The Librarianist
Review
The Librarianist
After 50 years of working at the same branch library in Portland, Oregon, Bob Comet --- now in his early 70s --- is struggling a bit with retirement. He tends to walk aimlessly through the city for miles every day, interacting with few people but observing them: “He communicated with the world partly by walking through it, but mainly by reading about it.”
Bob’s status as an observer is put to the test when, on one of his rambles, he encounters an elderly woman in a seemingly catatonic state in front of the cooler at 7-Eleven. He helps lead her back to the senior center where (according to her badge) she lives, and there he finds himself reluctantly drawn to the residents and visitors at the small facility. His early efforts at volunteering go somewhat awry, but he establishes relationships with them regardless --- relationships that lead readers into episodes from his past that help explain the man he’s become.
"THE LIBRARIANIST is quietly wrenching and broadly funny by turns. In the end, though, it’s most notable as a lifelong character study of an overtly unremarkable man who nevertheless has seen his share of drama."
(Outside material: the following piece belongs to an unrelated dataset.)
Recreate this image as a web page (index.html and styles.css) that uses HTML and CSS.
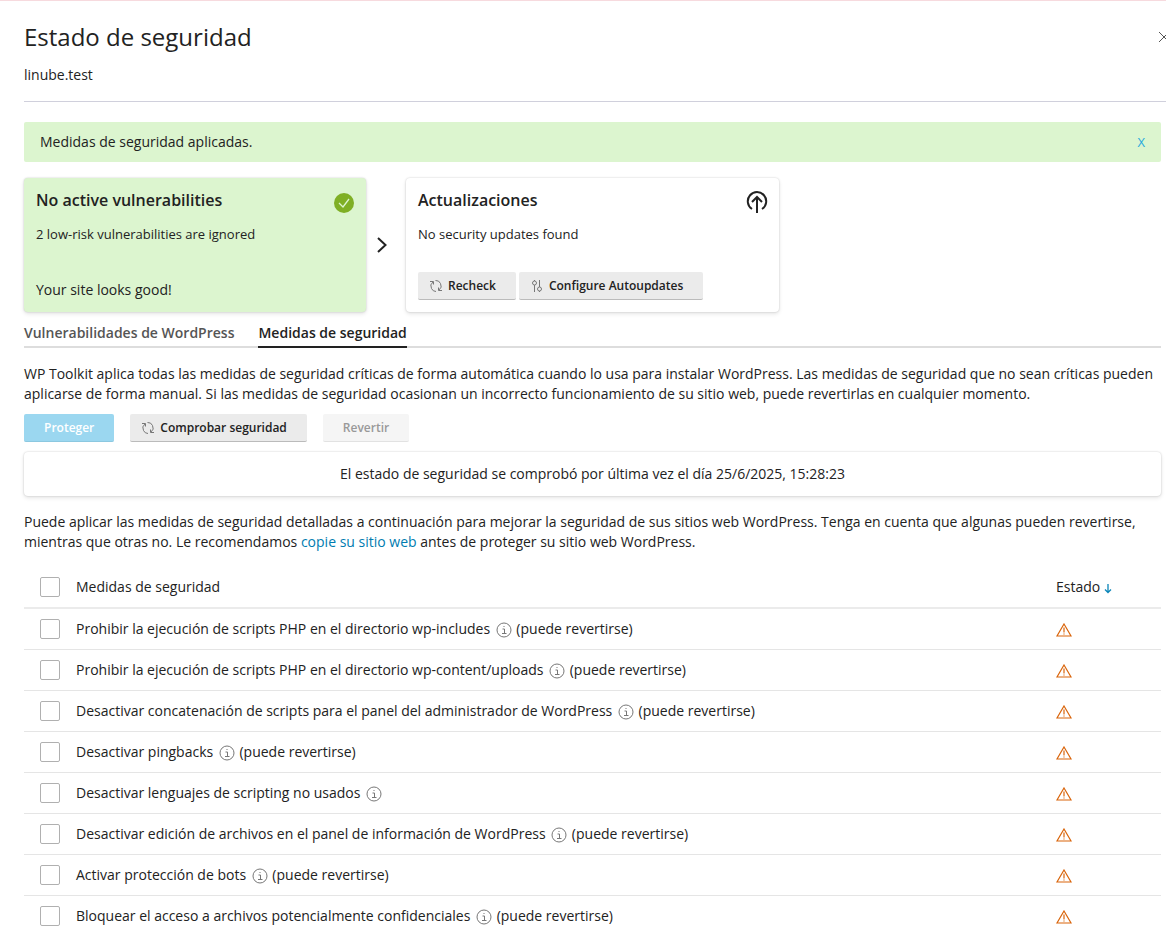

Two of these episodes could stand on their own as short stories. One particularly Twain-esque saga involves an 11-year-old Bob, who is running away for four days to the dilapidated Hotel Elba, where he finds himself drawn into the orbit of two charismatic and cantankerous thespians preparing to put on a show. This brief adventure clearly makes a mark on his psyche, as the whole novel opens with him waking up from a recurring dream recounting his time at the hotel. The significance of this vignette is not entirely apparent until the very end of the book, so some readers may find themselves growing impatient with his misadventures here, if they’re not immediately charmed by the winsome cast of characters he encounters.
The more emotionally affecting flashback is to Bob’s young adulthood. As a newly minted librarian, he has a new best friend, Ethan, and a love interest, Connie, at the same time. Inexperienced with relationships like these, and convinced that neither the vivacious Connie nor the louche Ethan could really like a staid person such as himself for any length of time, he does not want them to meet one another. But of course they do, and Bob’s worst fears play out in understated yet heartbreaking ways, the repercussions of which persist for decades.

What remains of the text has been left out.